Track your window and your carbs
The combination only works if two things stay on track: your carbs stay low enough for ketosis, and your eating window stays consistent. CarbMeNot is built for exactly that. Scan or search a food and the app shows your net carbs instantly, so you know you're actually low enough to stay in ketosis, and you can log when you eat to keep your fasting window honest. Instead of guessing whether that coffee or late-night snack broke your fast or blew your carb budget, you can see it. It turns "I think I'm doing keto and IF" into numbers you can trust.
Key takeaways
- Keto and intermittent fasting both lower insulin and drive fat-burning, so they reinforce each other.
- The most popular pairing is keto plus a 16:8 window (16 hours fasting, 8-hour eating window).
- Fasting can help you reach ketosis faster by depleting stored glucose.
- Water, black coffee, and plain tea are fine during a fast; anything with calories or carbs breaks it.
- Start with keto first, then add a 16:8 window, and mind your electrolytes.
- It's safe for most healthy adults, but consult a doctor if you're pregnant, diabetic, underweight, or on medication.
- Tracking your carbs and your eating window with CarbMeNot is the simplest way to keep both on target.
Frequently asked questions
- Can you do intermittent fasting on keto?
- Yes, and the two work well together. Both keto and intermittent fasting lower insulin and push your body toward burning fat, so they reinforce each other. A common pairing is a ketogenic diet with a 16:8 window: 16 hours of fasting and an 8-hour eating window. Start with one change at a time if you're new to both.
- Does fasting help you get into ketosis faster?
- Often, yes. Fasting keeps insulin low and depletes stored glucose, which is the same trigger that drives ketone production. Combining a fast with an already low-carb diet can shorten the time it takes to reach nutritional ketosis compared with diet alone, though individual results vary.
- What can you drink while fasting on keto?
- Stick to zero-calorie, zero-carb drinks: water, sparkling water, black coffee, and plain tea. These don't raise insulin meaningfully, so they won't break your fast.
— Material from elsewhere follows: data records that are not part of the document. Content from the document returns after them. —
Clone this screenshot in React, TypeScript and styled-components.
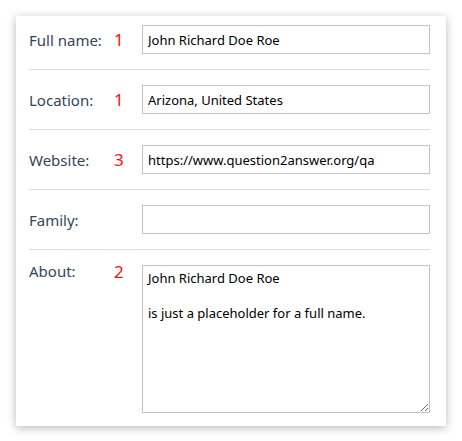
import styled, { createGlobalStyle } from 'styled-components';

const GlobalStyle = createGlobalStyle`
    html, body {
        margin: 0;
        padding: 0;
        background: #ffffff;
    }
    body {
        font-family: "Noto Sans", "Open Sans", sans-serif;
    }
`;

const Page = styled.div`
    padding: 16px;
`;

const Card = styled.form`
    width: 430px;
    box-sizing: border-box;
    background: #ffffff;
    padding: 9px 16px 13px 13px;
    box-shadow: 0 2px 9px rgba(0, 0, 0, 0.28);
`;

const Row = styled.div<{ $top?: boolean }>`
    display: flex;
    align-items: ${props => props.$top ? 'flex-start' : 'center'};
    padding: 15px 0;
    border-bottom: 1px solid #dddddd;
    &:first-child {
        padding-top: 0;
    }
    &:last-child {
        border-bottom: none;
        padding-bottom: 0;
    }
`;

const Label = styled.label<{ $top?: boolean }>`
    width: 85px;
    flex: none;
    font-size: 15px;
    line-height: 18px;
    color: #34445a;
    margin-top: ${props => props.$top ? '-3px' : '0'};
`;

const Count = styled.span<{ $top?: boolean }>`
    width: 28px;
    flex: none;
    font-size: 17px;
    line-height: 18px;
    color: #ff1010;
    margin-top: ${props => props.$top ? '-2px' : '0'};
`;

const Field = styled.input`
    flex: 1;
    min-width: 0;
    height: 29px;
    box-sizing: border-box;
    border: 1px solid #c3c3c3;
    padding: 0 5px;
    font-family: "Noto Sans", sans-serif;
    font-size: 13px;
    color: #000000;
    outline: none;
`;

const Area = styled.textarea`
    flex: 1;
    min-width: 0;
    height: 148px;
    box-sizing: border-box;
    border: 1px solid #c3c3c3;
    padding: 4px 5px;
    font-family: "Noto Sans", sans-serif;
    font-size: 13px;
    line-height: 17.5px;
    color: #000000;
    outline: none;
`;

const fields = [
    { label: 'Full name:', count: '1', value: 'John Richard Doe Roe' },
    { label: 'Location:', count: '1', value: 'Arizona, United States' },
    { label: 'Website:', count: '3', value: 'https://www.question2answer.org/qa' },
    { label: 'Family:', count: '', value: '' },
];

const App = () => {
    return (
        <Page>
            <GlobalStyle />
            <Card>
                {fields.map(f => (
                    <Row key={f.label}>
                        <Label>{f.label}</Label>
                        <Count>{f.count}</Count>
                        <Field defaultValue={f.value} />
                    </Row>
                ))}
                <Row $top>
                    <Label $top>About:</Label>
                    <Count $top>2</Count>
                    <Area defaultValue={'John Richard Doe Roe\n\nis just a placeholder for a full name.'} />
                </Row>
            </Card>
        </Page>
    )
}

export default App;
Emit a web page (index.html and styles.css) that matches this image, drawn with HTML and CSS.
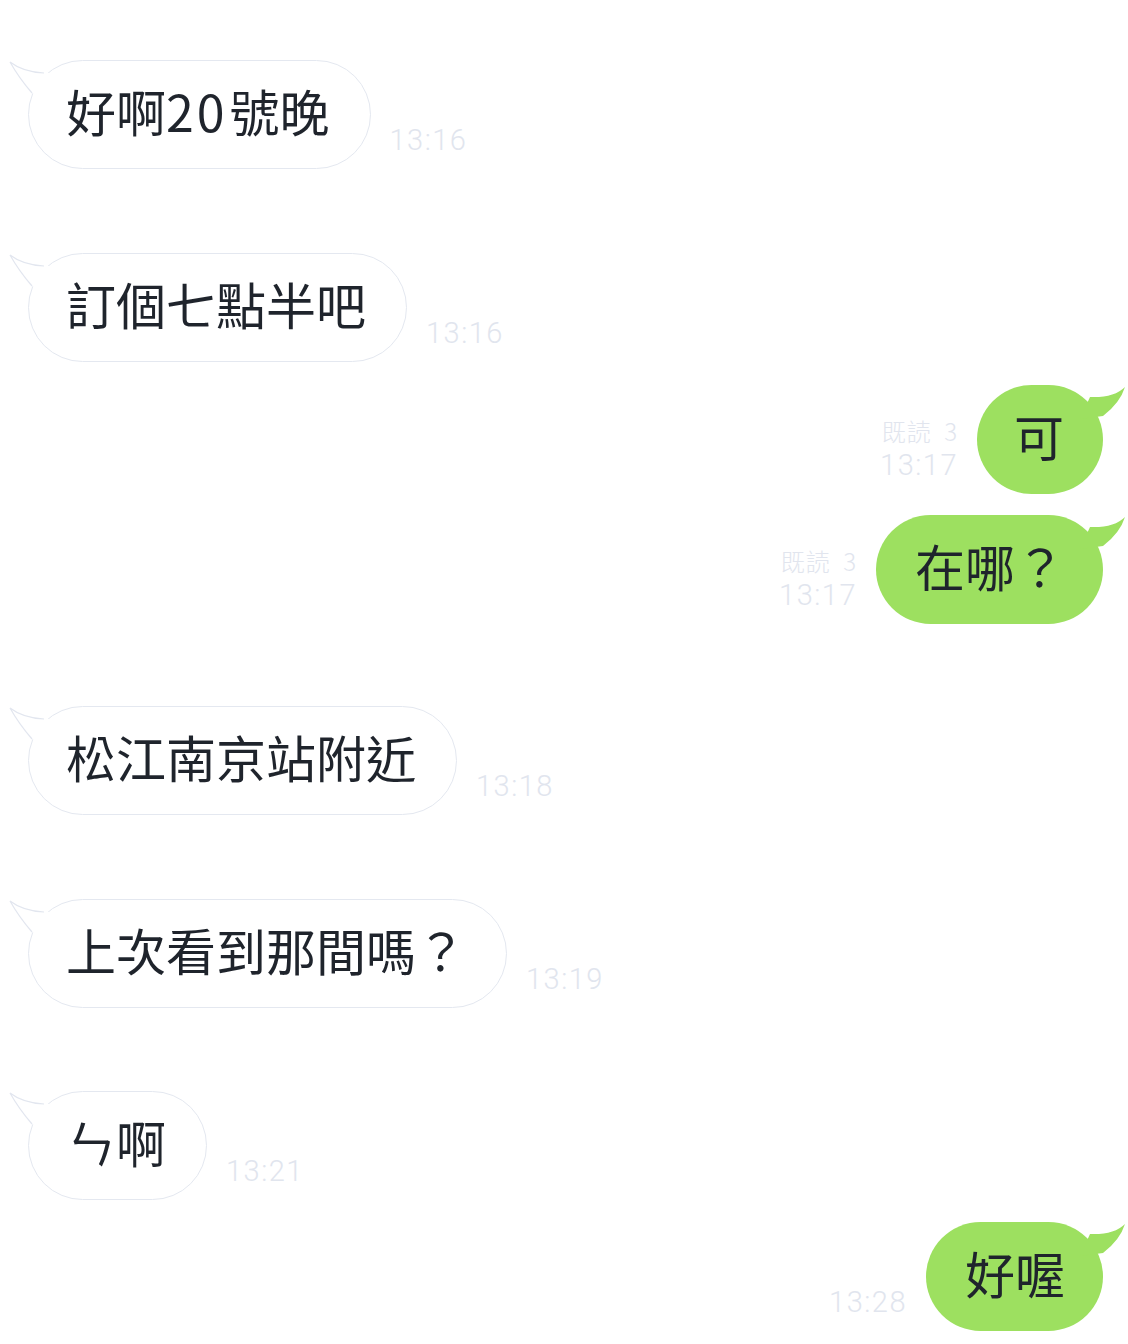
FILE: index.html
```html
<!DOCTYPE html>
<html lang="zh-Hant">
<head>
<meta charset="utf-8">
<link rel="stylesheet" href="styles.css">
</head>
<body>
<div class="chat">
  <div class="row in r1">
    <div class="bubble white b-wide">
      <svg class="tail-l" width="50" height="40" viewBox="0 0 50 40"><path d="M42 13 Q22 12 9 2 Q18 18 31 33 L48 40 L48 13 Z" fill="#fff"/><path d="M43 13 Q22 12 9 2 Q18 18 31 33" fill="none" stroke="#e2e6ef" stroke-width="1.2"/></svg>
      <span class="txt">好啊<span class="num">20</span>號晚</span>
    </div>
    <div class="meta"><span class="time">13:16</span></div>
  </div>
  <div class="row in r2">
    <div class="bubble white">
      <svg class="tail-l" width="50" height="40" viewBox="0 0 50 40"><path d="M42 13 Q22 12 9 2 Q18 18 31 33 L48 40 L48 13 Z" fill="#fff"/><path d="M43 13 Q22 12 9 2 Q18 18 31 33" fill="none" stroke="#e2e6ef" stroke-width="1.2"/></svg>
      <span class="txt">訂個七點半吧</span>
    </div>
    <div class="meta"><span class="time">13:16</span></div>
  </div>
  <div class="row out r3">
    <div class="meta right"><span class="read">既読 3</span><span class="time">13:17</span></div>
    <div class="bubble green b-ke">
      <svg class="tail-r" width="52" height="40" viewBox="0 0 52 40"><path d="M16 12 Q40 13 51 2 Q46 18 29 31 L6 34 Z" fill="#9de060"/></svg>
      <span class="txt">可</span>
    </div>
  </div>
  <div class="row out r4">
    <div class="meta right"><span class="read">既読 3</span><span class="time">13:17</span></div>
    <div class="bubble green">
      <svg class="tail-r" width="52" height="40" viewBox="0 0 52 40"><path d="M16 12 Q40 13 51 2 Q46 18 29 31 L6 34 Z" fill="#9de060"/></svg>
      <span class="txt">在哪？</span>
    </div>
  </div>
  <div class="row in r5">
    <div class="bubble white">
      <svg class="tail-l" width="50" height="40" viewBox="0 0 50 40"><path d="M42 13 Q22 12 9 2 Q18 18 31 33 L48 40 L48 13 Z" fill="#fff"/><path d="M43 13 Q22 12 9 2 Q18 18 31 33" fill="none" stroke="#e2e6ef" stroke-width="1.2"/></svg>
      <span class="txt">松江南京站附近</span>
    </div>
    <div class="meta"><span class="time">13:18</span></div>
  </div>
  <div class="row in r6">
    <div class="bubble white">
      <svg class="tail-l" width="50" height="40" viewBox="0 0 50 40"><path d="M42 13 Q22 12 9 2 Q18 18 31 33 L48 40 L48 13 Z" fill="#fff"/><path d="M43 13 Q22 12 9 2 Q18 18 31 33" fill="none" stroke="#e2e6ef" stroke-width="1.2"/></svg>
      <span class="txt">上次看到那間嗎？</span>
    </div>
    <div class="meta"><span class="time">13:19</span></div>
  </div>
  <div class="row in r7">
    <div class="bubble white">
      <svg class="tail-l" width="50" height="40" viewBox="0 0 50 40"><path d="M42 13 Q22 12 9 2 Q18 18 31 33 L48 40 L48 13 Z" fill="#fff"/><path d="M43 13 Q22 12 9 2 Q18 18 31 33" fill="none" stroke="#e2e6ef" stroke-width="1.2"/></svg>
      <span class="txt">ㄣ啊</span>
    </div>
    <div class="meta"><span class="time">13:21</span></div>
  </div>
  <div class="row out r8">
    <div class="meta right"><span class="time">13:28</span></div>
    <div class="bubble green">
      <svg class="tail-r" width="52" height="40" viewBox="0 0 52 40"><path d="M16 12 Q40 13 51 2 Q46 18 29 31 L6 34 Z" fill="#9de060"/></svg>
      <span class="txt">好喔</span>
    </div>
  </div>
</div>
</body>
</html>
```
FILE: styles.css
```css
html, body {
  margin: 0;
  padding: 0;
  background: #ffffff;
}
.chat {
  width: 1128px;
  height: 1344px;
  overflow: hidden;
  display: flex;
  flex-direction: column;
  padding: 0 25px 0 28px;
  box-sizing: border-box;
  font-family: "Noto Sans CJK TC", "Noto Sans CJK JP", sans-serif;
}
.row {
  display: flex;
  align-items: flex-end;
  gap: 19px;
}
.row.out {
  justify-content: flex-end;
}
.r1 { margin-top: 60px; }
.r2 { margin-top: 84px; }
.r3 { margin-top: 23px; }
.r4 { margin-top: 21px; }
.r5 { margin-top: 82px; }
.r6 { margin-top: 84px; }
.r7 { margin-top: 83px; }
.r8 { margin-top: 22px; }
.bubble {
  position: relative;
  height: 109px;
  box-sizing: border-box;
  border-radius: 55px;
  display: flex;
  align-items: center;
  padding: 0 40px 0 37px;
}
.bubble.white {
  background: #ffffff;
  border: 1px solid #e4e8f0;
}
.bubble.green {
  background: #9de060;
  padding: 0 38px 0 39px;
}
.bubble.b-ke {
  padding: 0 39px 0 37px;
}
.txt {
  font-size: 50px;
  line-height: 1;
  color: #1f242c;
  white-space: nowrap;
  position: relative;
  top: -5px;
}
.num {
  letter-spacing: 3px;
  margin-right: 2px;
}
.tail-l {
  position: absolute;
  left: -28px;
  top: -1px;
}
.tail-r {
  position: absolute;
  right: -23px;
  top: 0;
}
.meta {
  display: flex;
  flex-direction: column;
  margin-bottom: 12px;
}
.meta.right {
  align-items: flex-end;
}
.time {
  font-family: Roboto, "Liberation Sans", sans-serif;
  font-weight: 300;
  font-size: 29px;
  line-height: 34px;
  color: #e1e5ee;
  letter-spacing: 1.5px;
}
.read {
  font-family: "Noto Sans CJK TC", "Noto Sans CJK JP", sans-serif;
  font-weight: 300;
  font-size: 24px;
  line-height: 34px;
  color: #e1e5ee;
  word-spacing: 6px;
  letter-spacing: 1px;
}
```
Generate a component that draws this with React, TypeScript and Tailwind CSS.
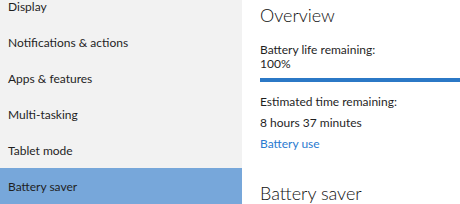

Adding sugar, milk, cream, or anything with calories or carbs ends the fasted state.
- Is keto and intermittent fasting safe?
- For most healthy adults, combining keto and intermittent fasting is safe and well tolerated. However, it isn't right for everyone. If you're pregnant, breastfeeding, diabetic, underweight, have a history of disordered eating, or take medication for blood sugar or blood pressure, talk to your doctor before starting.